Since its dedication in 1922, the Lincoln Memorial has been one of Washington, D.C.’s most beloved tributes. The monument is noteworthy for its sheer size—the statue of Lincoln alone clocks in at 175 tons. But over the years, it’s gained associations with the Civil Rights movement, too. In 1939, Marian Anderson, a soprano who was denied access to Constitution Hall because of her race, gave a historic concert on the memorial’s steps. And the memorial was the backdrop for Martin Luther King, Jr.’s electric “I Have a Dream” speech in 1963. But in recent years, Honest Abe’s temple has gotten dirty and somewhat damaged. That’s about to change: Yesterday, the National Park Service announced that the memorial will get a multimillion-dollar renovation.
In a release, the National Park Foundation announced that philanthropist David Rubenstein has donated $18.5 million to repair and restore the memorial. The long to-do list includes plans to repair damaged brick and marble, build 15,000-square feet of additional display space, add an elevator and, of course, give the memorial a good scrub. The renovation will also open the memorial’s foundational pillars to the public, giving visitors glimpses of graffiti left by the workers who built the monument.

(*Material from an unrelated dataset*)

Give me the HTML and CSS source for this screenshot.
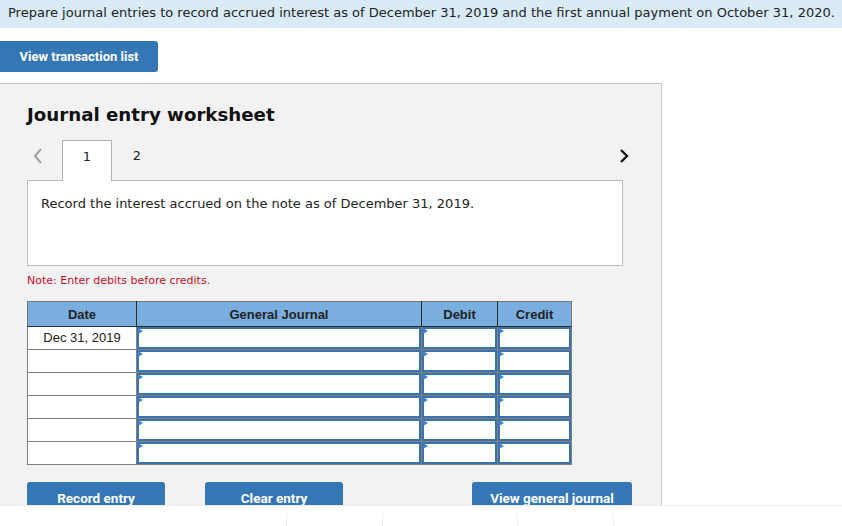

The gift, which will be administered by the nonprofit National Park Foundation, is just the latest from Rubenstein, a billionaire benefactor who has donated millions to restore a variety of national monuments and historic sites. Rubenstein, who owns a large private equity firm, has donated money to renovate the Washington Monument, U.S. Marine Corps War Memorial and White House Visitor Center, among others.
The Washington Post’s Michael E. Ruane reports that the overhaul will also include repairs to the memorial’s roof and restoration of its murals. Often overshadowed by the gigantic sculpture they surround, the murals are 60 feet wide by 12 feet high and depict highly stylized allegories illustrating themes of Lincoln’s life.
Gussying up the memorial won’t be easy: The work will take at least four years. But there’s good news for the more than six million people who will likely visit the memorial each year—it will remain open, so that everyone can still experience Honest Abe while he gets a few nips and tucks.